Given request:
It is required that the lines from the top of the listing through the line with "14px; padding: 7px" be reproduced exactly, excluding pictures.

• • • •

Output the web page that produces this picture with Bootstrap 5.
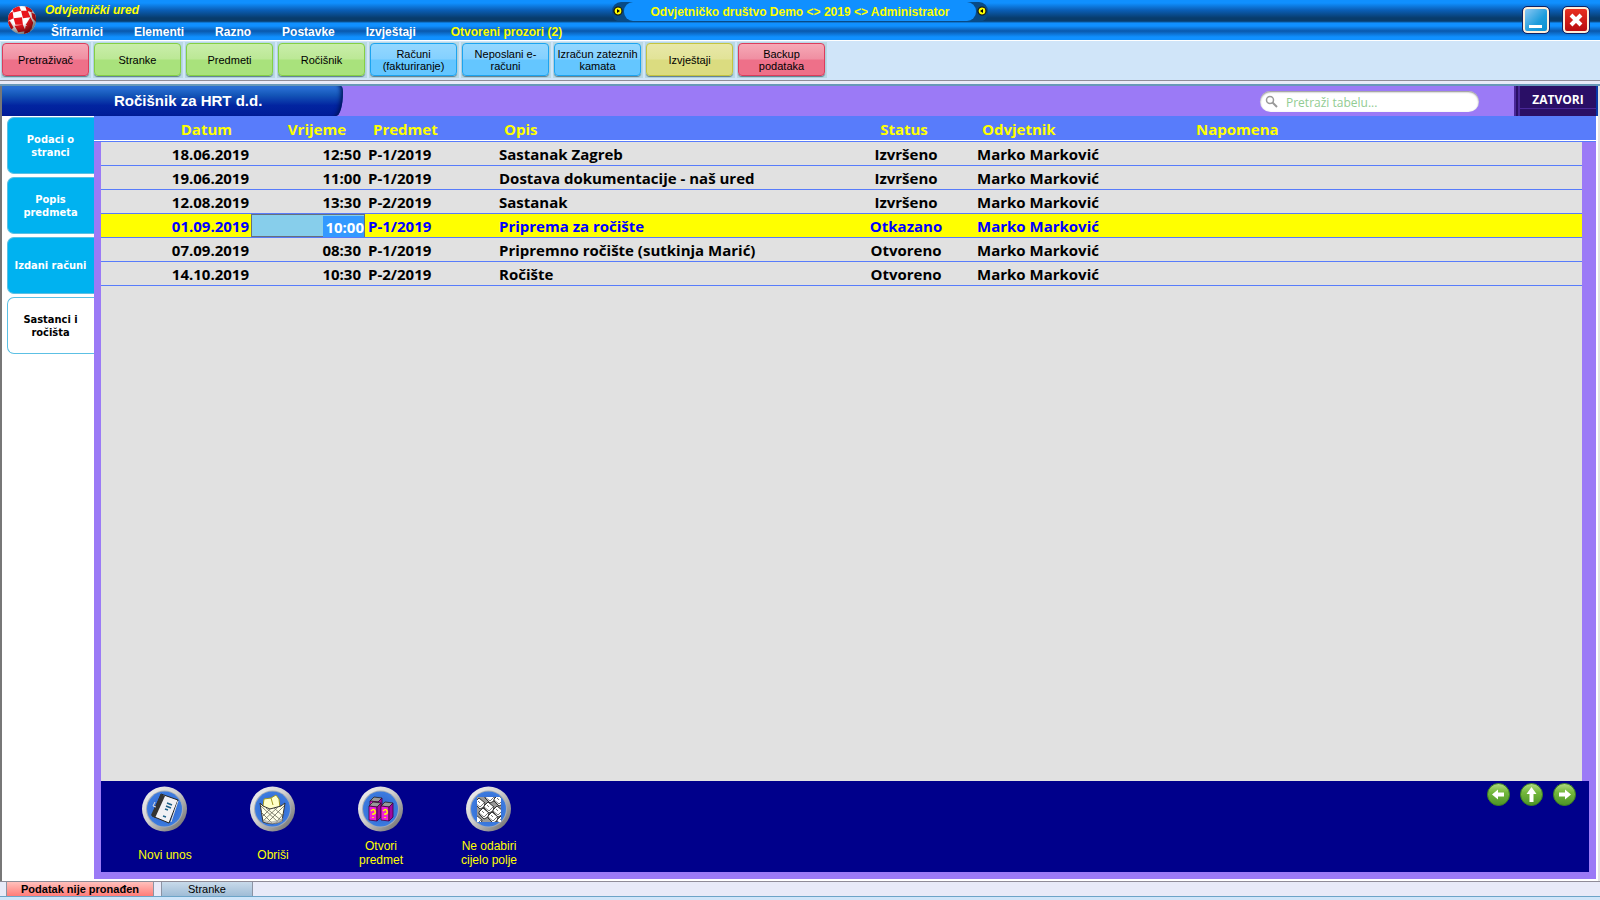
<!DOCTYPE html>
<html lang="hr">
<head>
<meta charset="utf-8">
<meta name="viewport" content="width=device-width, initial-scale=1">
<title>Odvjetnički ured</title>
<link rel="stylesheet" href="https://cdn.jsdelivr.net/npm/bootstrap@5.3.0/dist/css/bootstrap.min.css">
<style>
  body { font-family: "Liberation Sans", Arial, sans-serif; font-size: 12px; line-height: 14px; background: #fff; color: #000; }
  button, input { font-family: inherit; }
  .app { min-height: 100vh; }

  /* title and menu */
  .topbar { background: linear-gradient(#1090ff 0, #1090ff 3px, #0a5fb8 10px, #083c6c 18px, #083c6c 21px, #0b5aa0 22px, #1090ff 23px, #1090ff 26px, #0a58ac 31px, #1090ff 37px, #1090ff 40px); height: 40px; }
  .logo { width: 30px; height: 30px; margin: 5px 0 0 7px; }
  .titlebox { height: 22px; padding-left: 8px; }
  .app-title { color: #ff0; font-weight: bold; font-style: italic; line-height: 20px; }
  .menu { gap: 31px; padding-left: 14px; height: 18px; line-height: 20px; }
  .menu a { color: #fff; font-weight: bold; text-decoration: none; }
  .menu a.windows { color: #ff0; padding-left: 4px; }
  .firm { left: 50%; top: 2px; width: 376px; height: 20px; margin-left: -188px; background: #084a86; border-radius: 9px; padding: 0 1px; }
  .firm-name { background: #1090ff; border-radius: 9px; color: #ff0; font-weight: bold; line-height: 20px; height: 19px; width: 352px; }
  .winbtn { width: 26px; height: 26px; border: 2px solid #ffeed8; border-radius: 4px; outline: 1px solid #102060; padding: 0; }
  .win-min { background: linear-gradient(135deg, #8cc8f4, #1c9cdc 60%, #0a90d0); }
  .win-close { background: linear-gradient(#e83020, #b80c10); }
  .winbtns { gap: 14px; padding: 7px 11px 0 0; }

  /* shortcut bar */
  .tools { background: #d0e5f9; border-top: 1px solid #fff; border-bottom: 1px solid #8f8c98; height: 41px; padding: 1px 0 0 1px; gap: 2px; }
  .tool-slot { background: #b9d9e4; padding: 1px; width: 90px; height: 36px; }
  .tool { width: 87px; height: 33px; border: 1px solid; border-radius: 4px; font-size: 11px; line-height: 12px; padding: 0; color: #000; box-shadow: 0 1px 1px #5c7c8c; }
  .t-red { background: linear-gradient(#f6a9b6, #f08fa2 48%, #ee7089 52%, #ee7089); border-color: #dc3c5c; }
  .t-green { background: linear-gradient(#c9eeaa, #bce896 48%, #a9e27c 52%, #a9e27c); border-color: #84d044; }
  .t-blue { background: linear-gradient(#94d8ff, #84d0ff 48%, #64c6ff 52%, #64c6ff); border-color: #1ca4f0; }
  .t-yellow { background: linear-gradient(#e8e8a8, #e2e398 48%, #dbdc80 52%, #dbdc80); border-color: #c4c440; }
  .divider { height: 5px; background: #e8eaf8; border-bottom: 2px solid #6898b8; }

  /* window heading */
  .frame { border-left: 2px solid #777; border-right: 2px solid #e4e4e4; }
  .heading { background: #9b7af6; height: 30px; border-right: 2px solid #0838a8; }
  .heading-tab { width: 341px; height: 30px; background: linear-gradient(#2e74da, #1456b8 30%, #0224a0 65%, #001c98); border-radius: 0 2px 7px 0 / 0 6px 24px 0; box-shadow: inset -5px 0 4px -3px #001458; }
  .heading-tab h1 { color: #fff; font-size: 15px; line-height: 30px; font-weight: bold; padding-left: 112px; margin: 0; }
  .finder { background: #fff; border-radius: 11px; width: 219px; height: 21px; margin: 5px 35px 0 0; padding-left: 5px; box-shadow: inset 0 1px 2px #888; }
  .finder input { font-family: "Open Sans", sans-serif; font-size: 12px; line-height: 16px; border: 0; background: transparent; outline: 0; width: 180px; padding: 2px 0 0 8px; }
  .finder input::placeholder { color: #92cc92; opacity: 1; }
  .close-view { background: #2a0f66; color: #fff; border: 0; border-left: 6px double #4a2898; font-size: 12px; height: 30px; width: 82px; padding: 0 0 3px; font-family: "Open Sans", sans-serif; font-weight: bold; box-shadow: inset 0 -7px 0 #2a0f66, inset 0 -8px 0 #4a2898; }

  /* left tabs */
  .side { width: 92px; padding: 1px 0 0 5px; gap: 3px; }
  .side button { height: 57px; border: 1px solid #5cc0e4; border-right: 0; border-radius: 7px 0 0 7px; background: #00b2f0; color: #fff; font-family: "DejaVu Sans Condensed", "DejaVu Sans", sans-serif; font-weight: bold; font-size: 11px; line-height: 13px; padding: 0 1px 0 0; }
  .side button.current { background: #fff; color: #000; }

  /* schedule grid */
  .board { background: linear-gradient(#587cfb 24px, #fff 24px, #fff 25px, #587cfb 25px, #587cfb 26px, #9b7af6 26px); padding: 0 7px 7px; margin: 0 2px 2px 0; }
  .sheet { margin-right: 7px; background: linear-gradient(#587cfb 24px, #fff 24px, #fff 25px, #587cfb 25px, #587cfb 26px, #e1e1e1 26px); }
  .hearings { table-layout: fixed; width: 100%; font-family: "Open Sans", sans-serif; font-size: 15px; line-height: 21px; font-weight: bold; border-collapse: separate; border-spacing: 0; }
  .hearings th { color: #ff0; height: 26px; padding: 2px 9px 1px; white-space: nowrap; }
  .hearings td { height: 24px; padding: 2px 4px 0; border-bottom: 1px solid #587cfb; white-space: nowrap; }
  .hearings td:nth-child(3), .hearings th:nth-child(3) { padding-left: 3px; }
  .hearings th:nth-child(3) { padding-left: 8px; }
  .hearings .num { text-align: right; padding-right: 2px; }
  .hearings .num + .num { padding-right: 4px; }
  .hearings th.num, .hearings th.num + .num { padding-right: 19px; }
  .hearings .mid { text-align: center; }
  .hearings th.mid { padding: 2px 4px 1px 0; }
  .hearings .chosen td { background: #ff0; color: #00f; }
  .hearings .chosen td.editing { background: #87ceeb; box-shadow: inset 0 0 0 1px #66707c; padding: 1px 1px 0 0; }
  .editing input { width: 41px; height: 21px; border: 0; padding: 2px 0 0; background: #3399ff; color: #fff; font-weight: bold; text-align: right; display: block; margin-left: auto; }
  .c-date { width: 150px; } .c-time { width: 114px; } .c-case { width: 130px; } .c-text { width: 344px; } .c-state { width: 134px; } .c-who { width: 214px; }

  /* action bar */
  .actions { background: #00008b; height: 91px; padding: 5px 13px 0 10px; }
  .action { width: 108px; border: 0; background: transparent; color: #ff0; font-size: 12px; line-height: 14px; padding: 0; }
  .action svg { width: 47px; height: 46px; margin: 0 2px 7px 0; }
  .action span { height: 28px; }
  .action span.one-line { padding-top: 3px; }
  .steps { gap: 10px; }
  .step { border: 0; background: transparent; padding: 0; width: 23px; height: 23px; margin-top: -3px; }

  /* status strip */
  .status { background: #e8eaf8; border-top: 1px solid #8f8c98; border-bottom: 1px solid #6ca4c8; height: 16px; padding-left: 6px; gap: 7px; }
  .status button { border: 0; border-left: 1px solid #8c94a4; border-right: 1px solid #8c94a4; line-height: 14px; height: 14px; padding: 0; font-size: 11px; }
  .s-alert { width: 148px; font-weight: bold; background: linear-gradient(#ffc0bc, #ff7c78); }
  .s-win { width: 92px; background: linear-gradient(#c8daea, #9fbcd6); }
  .base { height: 3px; background: #d0e5f9; }
</style>
</head>
<body>
<div class="app d-flex flex-column">
  <header class="topbar d-flex position-relative">
    <svg class="logo flex-shrink-0" viewBox="0 0 32 32" aria-hidden="true">
      <defs>
        <radialGradient id="ball" cx=".4" cy=".35" r=".65"><stop offset=".5" stop-color="#000" stop-opacity="0"/><stop offset="1" stop-color="#000" stop-opacity=".55"/></radialGradient>
        <clipPath id="disc"><circle cx="16" cy="16" r="15"/></clipPath>
      </defs>
      <circle cx="16" cy="16" r="15" fill="#fff"/>
      <g clip-path="url(#disc)" fill="#e8141c">
        <path d="M5 2l8-1 2 5-8 2zM19 0l8 3 0 5-6-2zM0 10l6-3 1 7-6 3zM15 6l7 0 3 7-8 1zM26 8l6 3-1 7-4-4zM7 14l9-1 1 8-8 0zM25 13l3 6-2 7-6-5zM0 18l3-1 4 7-3 3zM8 22l9-1 3 7-8 1zM20 22l6 2-2 6-6 1z"/>
      </g>
      <circle cx="16" cy="16" r="15" fill="url(#ball)"/>
    </svg>
    <div class="flex-grow-1">
      <div class="titlebox"><div class="app-title">Odvjetnički ured</div></div>
      <nav class="menu d-flex">
        <a href="#">Šifrarnici</a><a href="#">Elementi</a><a href="#">Razno</a><a href="#">Postavke</a><a href="#">Izvještaji</a><a href="#" class="windows">Otvoreni prozori (2)</a>
      </nav>
    </div>
    <div class="firm position-absolute d-flex align-items-start justify-content-between">
      <svg width="10" height="18" viewBox="0 0 10 18" aria-hidden="true"><circle cx="5" cy="9" r="4" fill="#ff0" stroke="#111" stroke-width="1.2"/><path d="M4 7l3 2-3 2z"/></svg>
      <div class="firm-name text-center">Odvjetničko društvo Demo &lt;&gt; 2019 &lt;&gt; Administrator</div>
      <svg width="10" height="18" viewBox="0 0 10 18" aria-hidden="true"><circle cx="5" cy="9" r="4" fill="#ff0" stroke="#111" stroke-width="1.2"/><path d="M6 7l-3 2 3 2z"/></svg>
    </div>
    <div class="winbtns d-flex">
      <button class="winbtn win-min" aria-label="Minimiziraj"><svg class="d-block" width="22" height="22"><path d="M4 17.500h13" stroke="#fff" stroke-width="3"/></svg></button>
      <button class="winbtn win-close" aria-label="Zatvori"><svg class="d-block" width="22" height="22"><path d="M6 6l10 10M16 6L6 16" stroke="#fff" stroke-width="4"/></svg></button>
    </div>
  </header>

  <div class="tools d-flex">
    <div class="tool-slot"><button class="tool t-red">Pretraživač</button></div>
    <div class="tool-slot"><button class="tool t-green">Stranke</button></div>
    <div class="tool-slot"><button class="tool t-green">Predmeti</button></div>
    <div class="tool-slot"><button class="tool t-green">Ročišnik</button></div>
    <div class="tool-slot"><button class="tool t-blue">Računi<br>(fakturiranje)</button></div>
    <div class="tool-slot"><button class="tool t-blue">Neposlani e-<br>računi</button></div>
    <div class="tool-slot"><button class="tool t-blue text-nowrap">Izračun zateznih<br>kamata</button></div>
    <div class="tool-slot"><button class="tool t-yellow">Izvještaji</button></div>
    <div class="tool-slot"><button class="tool t-red">Backup<br>podataka</button></div>
  </div>
  <div class="divider"></div>

  <div class="frame d-flex flex-column flex-grow-1">
    <div class="heading d-flex">
      <div class="heading-tab"><h1>Ročišnik za HRT d.d.</h1></div>
      <label class="finder d-flex align-items-center ms-auto">
        <svg width="13" height="13" viewBox="0 0 13 13" fill="none" stroke="#999" aria-hidden="true"><circle cx="5" cy="5" r="3.500" stroke-width="1.500"/><path d="M7.500 7.500L12 12" stroke-width="2"/></svg>
        <input type="text" placeholder="Pretraži tabelu..." aria-label="Pretraži tabelu">
      </label>
      <button class="close-view">ZATVORI</button>
    </div>
    <div class="d-flex flex-grow-1">
      <nav class="side d-flex flex-column flex-shrink-0">
        <button>Podaci o<br>stranci</button>
        <button>Popis<br>predmeta</button>
        <button class="text-nowrap">Izdani računi</button>
        <button class="current">Sastanci i<br>ročišta</button>
      </nav>
      <main class="board d-flex flex-column flex-grow-1">
        <div class="sheet flex-grow-1">
          <table class="hearings">
            <colgroup><col class="c-date"><col class="c-time"><col class="c-case"><col class="c-text"><col class="c-state"><col class="c-who"><col></colgroup>
            <thead><tr><th class="num">Datum</th><th class="num">Vrijeme</th><th>Predmet</th><th>Opis</th><th class="mid">Status</th><th>Odvjetnik</th><th>Napomena</th></tr></thead>
            <tbody>
              <tr><td class="num">18.06.2019</td><td class="num">12:50</td><td>P-1/2019</td><td>Sastanak Zagreb</td><td class="mid">Izvršeno</td><td>Marko Marković</td><td></td></tr>
              <tr><td class="num">19.06.2019</td><td class="num">11:00</td><td>P-1/2019</td><td>Dostava dokumentacije - naš ured</td><td class="mid">Izvršeno</td><td>Marko Marković</td><td></td></tr>
              <tr><td class="num">12.08.2019</td><td class="num">13:30</td><td>P-2/2019</td><td>Sastanak</td><td class="mid">Izvršeno</td><td>Marko Marković</td><td></td></tr>
              <tr class="chosen"><td class="num">01.09.2019</td><td class="num editing"><input type="text" value="10:00" aria-label="Vrijeme"></td><td>P-1/2019</td><td>Priprema za ročište</td><td class="mid">Otkazano</td><td>Marko Marković</td><td></td></tr>
              <tr><td class="num">07.09.2019</td><td class="num">08:30</td><td>P-1/2019</td><td>Pripremno ročište (sutkinja Marić)</td><td class="mid">Otvoreno</td><td>Marko Marković</td><td></td></tr>
              <tr><td class="num">14.10.2019</td><td class="num">10:30</td><td>P-2/2019</td><td>Ročište</td><td class="mid">Otvoreno</td><td>Marko Marković</td><td></td></tr>
            </tbody>
          </table>
        </div>
        <div class="actions d-flex align-items-start">
          <svg class="position-absolute" width="0" height="0" aria-hidden="true"><defs>
            <linearGradient id="rim" x1="0" y1="0" x2="1" y2="1"><stop offset="0" stop-color="#f4f4f4"/><stop offset=".45" stop-color="#d0d0d0"/><stop offset="1" stop-color="#606060"/></linearGradient>
            <radialGradient id="well"><stop offset="0" stop-color="#2c5cc8"/><stop offset="1" stop-color="#3c7ce0"/></radialGradient>
            <linearGradient id="leaf" x1="0" y1="0" x2="0" y2="1"><stop offset="0" stop-color="#b4dc84"/><stop offset=".4" stop-color="#74b83c"/><stop offset="1" stop-color="#4c9428"/></linearGradient>
            <g id="medal"><circle cx="23.500" cy="23" r="22.500" fill="url(#rim)"/><circle cx="23.500" cy="23" r="18.500" fill="#a4acb8"/><circle cx="23.500" cy="23" r="17.500" fill="url(#well)"/></g>
            <g id="binder"><path d="M0 5l4-4 8 1-4 4z" fill="#999" stroke="#222" stroke-width=".8"/><path d="M0 5l8 1v14l-8-1z" fill="#f020d8" stroke="#400040" stroke-width=".8"/><path d="M8 6l4-4v14l-4 4z" fill="#a008a0" stroke="#400040" stroke-width=".8"/><path d="M2 10q3-3 4 0t-2 3v1M4 16v1" fill="none" stroke="#ff0" stroke-width="1.500"/></g>
            <g id="keycap"><path d="M1 4l4-4 6 5-1 4-4 2-5-5z" fill="#fff" stroke="#333"/><path d="M1 5l5 4 4-4M4 3l2 2" fill="none" stroke="#555" stroke-width=".8"/></g>
            <clipPath id="keys"><path d="M12 11h24v25H12z"/></clipPath>
          </defs></svg>
          <button class="action"><svg viewBox="0 0 47 46"><use href="#medal"/><path d="M20 8l17 6-9 23-17-7z" fill="#f0f0f4" stroke="#222"/><path d="M20 8l4 2-10 22-4-3z" fill="#333"/><path d="M26 17l5 2M25 20l5 2M24 23l3 1M22 30l3 1" stroke="#1c6088" stroke-width="1.500"/><path d="M14 16l-2 4 3 1M30 36l7-21" stroke="#ddd" fill="none"/></svg><span class="one-line d-flex align-items-center justify-content-center">Novi unos</span></button>
          <button class="action"><svg viewBox="0 0 47 46"><use href="#medal"/><path d="M14 20l1-7 7-1 5-3 3 4 1 9-9 3z" fill="#ffffc8" stroke="#a09820"/><path d="M22 12l2 7" stroke="#a09820"/><path d="M11 17l3 19q10 4 19-1l3-18-4 3-11 3-7-3z" fill="#ffffe8" stroke="#333"/><path d="M12 20l18 17M12 26l12 12M17 22l16 13M25 22l9 8M35 20L18 37M35 27l-9 11M29 21L14 35M22 22l-8 8" stroke="#665" stroke-width=".8" fill="none"/><path d="M14 33q10 5 20-1l-1 4q-10 4-18 0z" fill="#aaa" fill-opacity=".7"/></svg><span class="one-line d-flex align-items-center justify-content-center">Obriši</span></button>
          <button class="action"><svg viewBox="0 0 47 46"><use href="#medal"/><use href="#binder" x="13" y="10"/><use href="#binder" x="12" y="15"/><use href="#binder" x="24" y="15"/></svg><span class="d-flex align-items-center justify-content-center">Otvori<br>predmet</span></button>
          <button class="action"><svg viewBox="0 0 47 46"><use href="#medal"/><g clip-path="url(#keys)"><path d="M12 11h24v25H12z" fill="#999"/><use href="#keycap" x="9" y="12"/><use href="#keycap" x="18" y="16"/><use href="#keycap" x="27" y="20"/><use href="#keycap" x="19" y="6"/><use href="#keycap" x="28" y="9"/><use href="#keycap" x="13" y="22"/><use href="#keycap" x="22" y="26"/><use href="#keycap" x="31" y="30"/><use href="#keycap" x="6" y="29"/></g></svg><span class="d-flex align-items-center justify-content-center">Ne odabiri<br>cijelo polje</span></button>
          <div class="steps d-flex ms-auto">
            <button class="step" aria-label="Prethodni"><svg class="d-block" width="23" height="23" viewBox="0 0 23 23"><circle cx="11.500" cy="11.500" r="11" fill="url(#leaf)" stroke="#3c8020"/><path d="M5 11.500l6-5v3h6v4h-6v3z" fill="#fff"/></svg></button>
            <button class="step" aria-label="Gore"><svg class="d-block" width="23" height="23" viewBox="0 0 23 23"><circle cx="11.500" cy="11.500" r="11" fill="url(#leaf)" stroke="#3c8020"/><path d="M11.500 4l5 7h-3v8h-4v-8h-3z" fill="#fff"/></svg></button>
            <button class="step" aria-label="Sljedeći"><svg class="d-block" width="23" height="23" viewBox="0 0 23 23"><circle cx="11.500" cy="11.500" r="11" fill="url(#leaf)" stroke="#3c8020"/><path d="M18 11.500l-6-5v3H6v4h6v3z" fill="#fff"/></svg></button>
          </div>
        </div>
      </main>
    </div>
  </div>
  <footer>
    <div class="status d-flex"><button class="s-alert">Podatak nije pronađen</button><button class="s-win">Stranke</button></div>
    <div class="base"></div>
  </footer>
</div>
<script src="https://cdn.jsdelivr.net/npm/bootstrap@5.3.0/dist/js/bootstrap.bundle.min.js"></script>
</body>
</html>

• • • •

Result:
Output the web page that produces this picture with Bootstrap 5.
<!DOCTYPE html>
<html lang="hr">
<head>
<meta charset="utf-8">
<meta name="viewport" content="width=device-width, initial-scale=1">
<title>Odvjetnički ured</title>
<link rel="stylesheet" href="https://cdn.jsdelivr.net/npm/bootstrap@5.3.0/dist/css/bootstrap.min.css">
<style>
  body { font-family: "Liberation Sans", Arial, sans-serif; font-size: 12px; line-height: 14px; background: #fff; color: #000; }
  button, input { font-family: inherit; }
  .app { min-height: 100vh; }

  /* title and menu */
  .topbar { background: linear-gradient(#1090ff 0, #1090ff 3px, #0a5fb8 10px, #083c6c 18px, #083c6c 21px, #0b5aa0 22px, #1090ff 23px, #1090ff 26px, #0a58ac 31px, #1090ff 37px, #1090ff 40px); height: 40px; }
  .logo { width: 30px; height: 30px; margin: 5px 0 0 7px; }
  .titlebox { height: 22px; padding-left: 8px; }
  .app-title { color: #ff0; font-weight: bold; font-style: italic; line-height: 20px; }
  .menu { gap: 31px; padding-left: 14px; height: 18px; line-height: 20px; }
  .menu a { color: #fff; font-weight: bold; text-decoration: none; }
  .menu a.windows { color: #ff0; padding-left: 4px; }
  .firm { left: 50%; top: 2px; width: 376px; height: 20px; margin-left: -188px; background: #084a86; border-radius: 9px; padding: 0 1px; }
  .firm-name { background: #1090ff; border-radius: 9px; color: #ff0; font-weight: bold; line-height: 20px; height: 19px; width: 352px; }
  .winbtn { width: 26px; height: 26px; border: 2px solid #ffeed8; border-radius: 4px; outline: 1px solid #102060; padding: 0; }
  .win-min { background: linear-gradient(135deg, #8cc8f4, #1c9cdc 60%, #0a90d0); }
  .win-close { background: linear-gradient(#e83020, #b80c10); }
  .winbtns { gap: 14px; padding: 7px 11px 0 0; }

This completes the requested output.